Tech Breakthroughs Don’t Happen in a Vacuum: Why Open Innovation is Critical in the Data Era

In 2003, Dr. Henry Chesbrough published a paper that challenged organizations to drive new technology breakthroughs outside of their own four walls, and in collaboration with customers and partners for an outside view. The approach, open innovation, follows a framework and process that encourages technologists to share ideas to solve actual challenges.

I loved it. It was fast, yet pragmatic. It was conceptual, but grounded in real-world challenges that we could solve. The time and resources invested in innovation delivered better outcomes because it was developed with customers and partners.

For me, open innovation is core to how my teams have fostered new technology discoveries and patents that get realized in real-world use cases. It’s an archetype that has proven successful for Dell Technologies, notably as our customers look to modernize their IT infrastructure as part of their digital transformation.

Four tenets govern open innovation: collaboration, “open” in nature, rapid prototyping, and a clear path to commercialization. Our innovation teams have embraced this process, developing new solutions alongside our customers and partners based on the realities of the market landscape over the next three to five years. It’s a thoughtful blend of academic research, advanced internal technology, and developments from around the technology ecosystem.

Each engagement outlines problem statements and the many lessons learned from previous projects, and uses a number of internal and external resources from around the world to collaborate and ideate. Within a few short weeks, we develop and test prototypes and proofs-of-concept iterated in a real-world environment. This gives us the opportunity to learn critical lessons where we need to innovate around roadblocks, with a goal of designing a solution that’s incubated and integrated within 12-18 months, and primed to solve the challenges that lie ahead.
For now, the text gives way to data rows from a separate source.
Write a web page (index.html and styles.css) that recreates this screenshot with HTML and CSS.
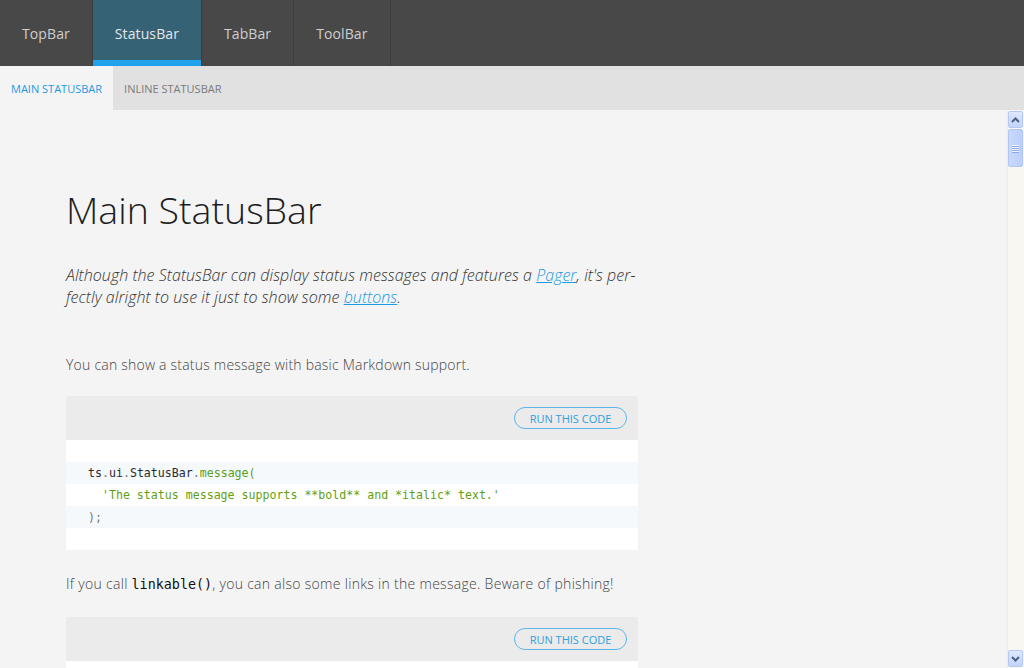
FILE: index.html
```html
<!DOCTYPE html>
<html>
<head>
<meta charset="utf-8">
<link rel="stylesheet" href="styles.css">
</head>
<body>
<header class="topbar">
  <a class="tab">TopBar</a>
  <a class="tab active">StatusBar</a>
  <a class="tab">TabBar</a>
  <a class="tab">ToolBar</a>
</header>
<nav class="subbar">
  <a class="subtab active">Main StatusBar</a>
  <a class="subtab">Inline StatusBar</a>
</nav>
<div class="viewport">
  <main class="content">
    <h1 class="title">Main StatusBar</h1>
    <p class="lead">Although the StatusBar can display status messages and features a <a href="#">Pager</a>, it's per&shy;fectly alright to use it just to show some <a href="#">buttons</a>.</p>
    <p class="text">You can show a status message with basic Markdown support.</p>
    <section class="codebox">
      <div class="codehead"><button class="run">RUN THIS CODE</button></div>
      <div class="codebody">
        <div class="line alt"><span class="id">ts</span><span class="pu">.</span><span class="id">ui</span><span class="pu">.</span><span class="id">StatusBar</span><span class="pu">.</span><span class="fn">message(</span></div>
        <div class="line"><span class="str">  'The status message supports **bold** and *italic* text.'</span></div>
        <div class="line alt"><span class="pu">);</span></div>
      </div>
    </section>
    <p class="text">If you call <code class="inline">linkable()</code>, you can also some links in the message. Beware of phishing!</p>
    <section class="codebox">
      <div class="codehead"><button class="run">RUN THIS CODE</button></div>
      <div class="codebody">
        <div class="line alt"><span class="id">ts</span><span class="pu">.</span><span class="id">ui</span><span class="pu">.</span><span class="id">StatusBar</span><span class="pu">.</span><span class="fn">message(</span></div>
      </div>
    </section>
  </main>
  <div class="scrollbar">
    <div class="sb-btn">
      <svg width="9" height="6" viewBox="0 0 9 6"><path d="M1 5 L4.5 1.5 L8 5" fill="none" stroke="#4d6185" stroke-width="2"/></svg>
    </div>
    <div class="sb-thumb"><span></span><span></span><span></span><span></span></div>
    <div class="sb-track"></div>
    <div class="sb-btn">
      <svg width="9" height="6" viewBox="0 0 9 6"><path d="M1 1 L4.5 4.5 L8 1" fill="none" stroke="#4d6185" stroke-width="2"/></svg>
    </div>
  </div>
</div>
</body>
</html>
```
FILE: styles.css
```css
* { box-sizing: border-box; }
html, body { margin: 0; padding: 0; }
body {
  width: 1024px;
  height: 668px;
  overflow: hidden;
  background: #f4f4f4;
  font-family: "Open Sans", "Liberation Sans", sans-serif;
}
.topbar {
  display: flex;
  height: 66px;
  background: #484848;
}
.tab {
  display: flex;
  align-items: center;
  padding: 0 22px;
  font-size: 14px;
  letter-spacing: 0.1px;
  color: #cfcfcf;
  border-right: 1px solid #3d3d3d;
}
.tab.active {
  background: #366276;
  color: #e6e6e6;
  box-shadow: inset 0 -6px 0 #1fa2ea;
}
.subbar {
  display: flex;
  height: 44px;
  background: #e1e1e1;
}
.subtab {
  display: flex;
  align-items: center;
  padding: 0 11px;
  font-size: 11px;
  text-transform: uppercase;
  color: #7a7a7a;
}
.subtab.active {
  background: #f4f4f4;
  color: #1d9ae4;
}
.viewport {
  display: flex;
  height: 558px;
  overflow: hidden;
}
.content {
  flex: 1;
  padding: 78px 0 0 66px;
}
.content > * { width: 572px; }
.title {
  margin: 0;
  font-size: 37.5px;
  font-weight: 300;
  line-height: 43px;
  color: #1e1e1e;
}
.lead {
  margin: 33px 0 0;
  font-size: 16px;
  font-style: italic;
  font-weight: 300;
  line-height: 22px;
  letter-spacing: 0.05px;
  color: #333;
  hyphens: manual;
}
.lead a { color: #1d9ae4; }
.text {
  margin: 46px 0 20px;
  font-size: 14px;
  font-weight: 300;
  line-height: 22px;
  letter-spacing: 0.22px;
  color: #444;
}
.codebox + .text {
  margin-top: 23px;
  margin-bottom: 21px;
  letter-spacing: 0.3px;
}
.inline {
  font-family: "DejaVu Sans Mono", monospace;
  font-size: 13.4px;
  letter-spacing: 0;
  font-weight: normal;
  color: #111;
}
.codebox {
  border-radius: 3px 3px 0 0;
  overflow: hidden;
}
.codehead {
  display: flex;
  justify-content: flex-end;
  align-items: center;
  height: 44px;
  padding-right: 11px;
  background: #ebebeb;
}
.run {
  height: 22px;
  width: 113px;
  padding: 0;
  border: 1px solid #5db6ea;
  border-radius: 11px;
  background: transparent;
  font-family: "Open Sans", "Liberation Sans", sans-serif;
  font-size: 11px;
  color: #2f9fe0;
}
.codebody {
  background: #fff;
  padding: 22px 0;
}
.line {
  height: 22px;
  line-height: 22px;
  padding-left: 22px;
  white-space: pre;
  font-family: "DejaVu Sans Mono", monospace;
  font-size: 11.6px;
}
.line.alt { background: #f5f9fc; }
.id { color: #2b2b2b; }
.pu { color: #777; }
.fn { color: #58a01c; }
.str { color: #5f9f10; }
.scrollbar {
  width: 17px;
  display: flex;
  flex-direction: column;
  background: #f8f7f2;
  border-left: 1px solid #eeede6;
  padding: 1px 0;
}
.sb-btn {
  height: 17px;
  margin: 0 1px 0 0;
  display: flex;
  align-items: center;
  justify-content: center;
  background: linear-gradient(#dfe8fd, #c2d3fb);
  border: 1px solid #b6c8f4;
  border-radius: 2px;
}
.sb-thumb {
  height: 38px;
  margin: 1px 1px 0 0;
  display: flex;
  flex-direction: column;
  align-items: center;
  justify-content: center;
  gap: 1px;
  background: linear-gradient(90deg, #c9d8fc, #bccffb);
  border: 1px solid #b3c5f2;
  border-radius: 2px;
}
.sb-thumb span {
  width: 7px;
  height: 1px;
  background: #eef3fe;
  box-shadow: 0 1px 0 #8fa8e8;
}
.sb-track { flex: 1; }
```
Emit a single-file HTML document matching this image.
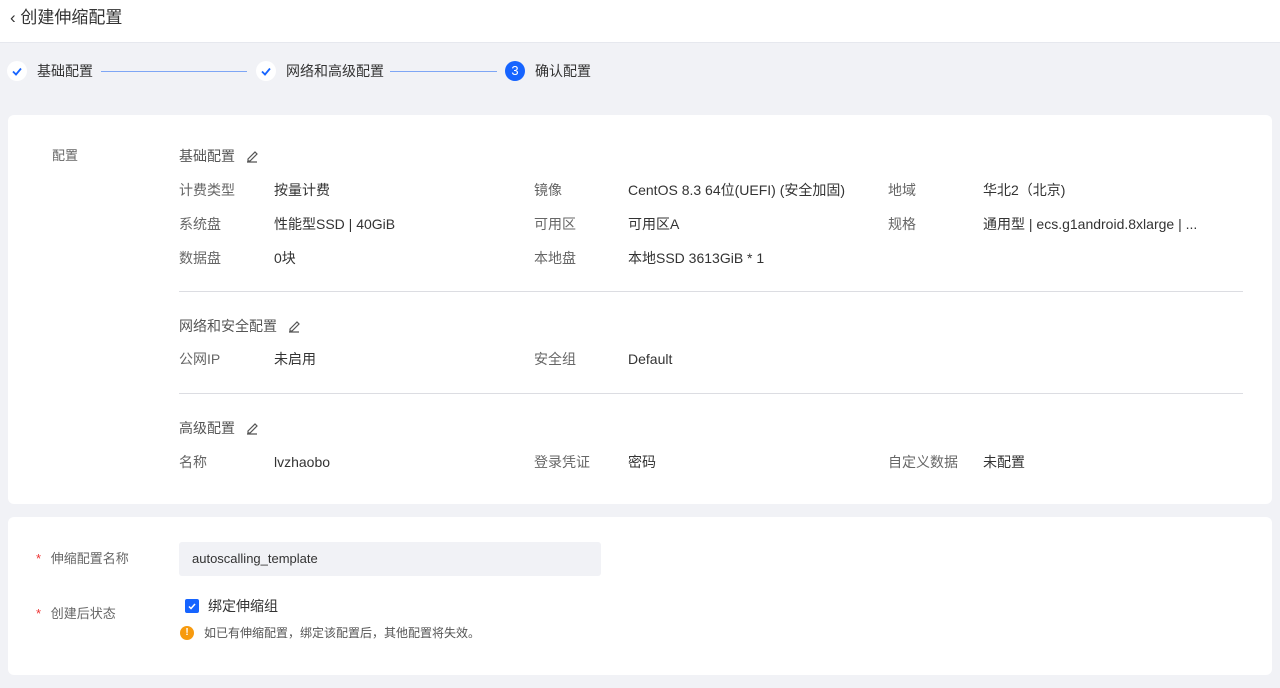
<!DOCTYPE html>
<html><head><meta charset="utf-8"><style>
*{margin:0;padding:0;box-sizing:border-box}
body{width:1280px;height:688px;background:#f1f2f6;font-family:"Liberation Sans","Noto Sans CJK SC",sans-serif;position:relative;overflow:hidden;color:#333}
.a{position:absolute;white-space:nowrap;line-height:20px}
.hdr{position:absolute;left:0;top:0;width:1280px;height:43px;background:#fff;border-bottom:1px solid #e6e8ee}
.card{position:absolute;left:8px;width:1264px;background:#fff;border-radius:6px}
.l{font-size:14px;color:#666}
.v{font-size:14px;color:#333}
.sec{font-size:14px;color:#555}
.circ{position:absolute;width:20px;height:20px;border-radius:50%;background:#fff;top:61px}
.line{position:absolute;top:71px;height:1px;background:#7ea6f5}
.hr{position:absolute;left:179px;width:1064px;height:1px;background:#dcdde2}
</style></head><body>
<div class="hdr"></div>
<div class="a" style="left:10px;top:7px;font-size:17px;line-height:22px;color:#333">‹&nbsp;创建伸缩配置</div>

<div class="circ" style="left:7px"><svg width="20" height="20"><path d="M6 10.5l3 3 5-6" stroke="#1664ff" stroke-width="1.8" fill="none"/></svg></div>
<div class="a" style="left:37px;top:61px;font-size:14px;color:#333">基础配置</div>
<div class="line" style="left:101px;width:146px"></div>
<div class="circ" style="left:256px"><svg width="20" height="20"><path d="M6 10.5l3 3 5-6" stroke="#1664ff" stroke-width="1.8" fill="none"/></svg></div>
<div class="a" style="left:286px;top:61px;font-size:14px;color:#333">网络和高级配置</div>
<div class="line" style="left:390px;width:107px"></div>
<div class="circ" style="left:505px;background:#1664ff;color:#fff;font-size:13px;text-align:center;line-height:20px">3</div>
<div class="a" style="left:535px;top:61px;font-size:14px;color:#333">确认配置</div>

<div class="card" style="top:115px;height:389px"></div>
<div class="a l" style="left:52px;top:146px;font-size:13px">配置</div>
<div class="a sec" style="left:179px;top:146px">基础配置 <svg width="14" height="14" style="margin-left:6px;vertical-align:-2px"><path d="M3 10l7-7 2 2-7 7H3z M2 13h10" stroke="#555" stroke-width="1.2" fill="none"/></svg></div>
<div class="a l" style="left:179px;top:180px">计费类型</div><div class="a v" style="left:274px;top:180px">按量计费</div>
<div class="a l" style="left:534px;top:180px">镜像</div><div class="a v" style="left:628px;top:180px">CentOS 8.3 64位(UEFI) (安全加固)</div>
<div class="a l" style="left:888px;top:180px">地域</div><div class="a v" style="left:983px;top:180px">华北2（北京)</div>
<div class="a l" style="left:179px;top:214px">系统盘</div><div class="a v" style="left:274px;top:214px">性能型SSD | 40GiB</div>
<div class="a l" style="left:534px;top:214px">可用区</div><div class="a v" style="left:628px;top:214px">可用区A</div>
<div class="a l" style="left:888px;top:214px">规格</div><div class="a v" style="left:983px;top:214px">通用型 | ecs.g1android.8xlarge | ...</div>
<div class="a l" style="left:179px;top:248px">数据盘</div><div class="a v" style="left:274px;top:248px">0块</div>
<div class="a l" style="left:534px;top:248px">本地盘</div><div class="a v" style="left:628px;top:248px">本地SSD 3613GiB * 1</div>
<div class="hr" style="top:291px"></div>
<div class="a sec" style="left:179px;top:316px">网络和安全配置 <svg width="14" height="14" style="margin-left:6px;vertical-align:-2px"><path d="M3 10l7-7 2 2-7 7H3z M2 13h10" stroke="#555" stroke-width="1.2" fill="none"/></svg></div>
<div class="a l" style="left:179px;top:349px">公网IP</div><div class="a v" style="left:274px;top:349px">未启用</div>
<div class="a l" style="left:534px;top:349px">安全组</div><div class="a v" style="left:628px;top:349px">Default</div>
<div class="hr" style="top:393px"></div>
<div class="a sec" style="left:179px;top:418px">高级配置 <svg width="14" height="14" style="margin-left:6px;vertical-align:-2px"><path d="M3 10l7-7 2 2-7 7H3z M2 13h10" stroke="#555" stroke-width="1.2" fill="none"/></svg></div>
<div class="a l" style="left:179px;top:452px">名称</div><div class="a v" style="left:274px;top:452px">lvzhaobo</div>
<div class="a l" style="left:534px;top:452px">登录凭证</div><div class="a v" style="left:628px;top:452px">密码</div>
<div class="a l" style="left:888px;top:452px">自定义数据</div><div class="a v" style="left:983px;top:452px">未配置</div>

<div class="card" style="top:517px;height:158px"></div>
<div class="a" style="left:36px;top:549px;font-size:13px;color:#e33"><span>*</span> <span style="color:#666;margin-left:6px">伸缩配置名称</span></div>
<div class="a" style="left:179px;top:542px;width:422px;height:34px;background:#f1f2f6;border-radius:3px;font-size:13px;color:#333;padding:7px 13px">autoscalling_template</div>
<div class="a" style="left:36px;top:604px;font-size:13px;color:#e33"><span>*</span> <span style="color:#666;margin-left:6px">创建后状态</span></div>
<div class="a" style="left:185px;top:599px;width:14px;height:14px;background:#1664ff;border-radius:2px"><svg width="14" height="14" style="display:block"><path d="M4 7.5l2 2 4-4.5" stroke="#fff" stroke-width="1.5" fill="none"/></svg></div>
<div class="a" style="left:208px;top:596px;font-size:14px;color:#333">绑定伸缩组</div>
<div class="a" style="left:180px;top:626px;width:14px;height:14px;border-radius:50%;background:#f79a0e;color:#fff;font-size:10px;font-weight:bold;text-align:center;line-height:14px">!</div>
<div class="a" style="left:204px;top:623px;font-size:12px;color:#555">如已有伸缩配置，绑定该配置后，其他配置将失效。</div>
</body></html>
For example, we’ve worked with service providers to advance cloud-based storage container innovation designed specifically for IoT and mobile application strategies, laying the groundwork for an IT infrastructure that can evolve quickly to handle the volume of data that was then anticipated from 5G deployments and edge devices – happening today.

The scope of innovation projects underway today continues to focus on how we drive more value out of the exponential data resulting from more connected devices, systems, and services at the edge. IDC forecasts that by 2025, the global data-sphere will grow to 175 zettabytes, 175×1021 or 175 Billion 1TB drives.[1] Dell Technologies Vice Chairman, Jeff Clarke, recently put that into context during the keynote at Dell Technologies World – that’s more than 13 Empire State building loaded with data top to bottom! Much of that will happen at the Edge. The Edge computing market is expected to grow 30% by 2022.[2]

All of that data has the potential to drive better outcomes, processes and of course, new technology that could be the next major industry disruption and breakthrough. But the key word is potential – these are challenges that require innovation to not simply find a solution, but ensure that solution can be deployed and commercialized. Through the open innovation approach, we’re collaborating with customers and partners to meet the new demands of the “Data Era,” and ensuring that ALL the data, wherever it lives, is being preserved, mobilized, analyzed and activated to ultimately, deliver intelligent insights.

Open innovation enables us to be pioneers in software-defined solutions and systems that can scale to manage the influx of data and ensure they evolve with new software and application updates – and unlock our customers’ data capital.

For instance, we’re working with the world’s largest auto manufacturers to build their edge infrastructures and data management capabilities to support huge fleets of autonomous cars! Through innovation sprints and collaboration, we’ve been able to understand what’s required for data to work in real-time at the vehicle level, driving intelligence and automation through AI/ML, while also ensuring data management in the cloud and data center is equipped to handle Zettabytes of data. It’s our view that the infrastructure powering the future of smart mobility will be the first private ZetaScale systems in the world, and Dell is part of the core journey to make that a reality.

We’ve partnered with customers in retail to develop intelligent software-defined storage solutions that support integrated artificial intelligence (AI) and machine learning (ML). This automates software updates, which can often zap productivity from IT teams. Using software-based storage offerings provisioned through automation, IT teams can now develop data-driven business applications that deliver better customer experiences.

We’re also continuing our work with service providers and enterprises to build the edge infrastructure required for 5G. For example, we’re working with Orange on specific solutions that look at how AI/ML can manage edge environments. At the same time, we’re helping service providers evolve their multi-cloud strategy so they can seamlessly manage and operate a variety of clouds that exist in public cloud domains, on-premises for faster access and stronger security, and clouds at the edge that enable them to manage data in the moment.

In my experience, innovation with “open” collaborative frameworks and processes delivers pragmatic yet incredibly meaningful fast innovation across any industry. You can’t advance human progress through technology if it can’t get into the market to deliver real leading-edge solutions to problems not previously solved. The single biggest challenge in front of our customers is the risk of being disrupted by a digital version of their business that can better exploit technology innovation. And that’s why our aim is to partner with our customers to innovate at speed through open innovation – ensuring our customers can be the disrupters – not the disrupted.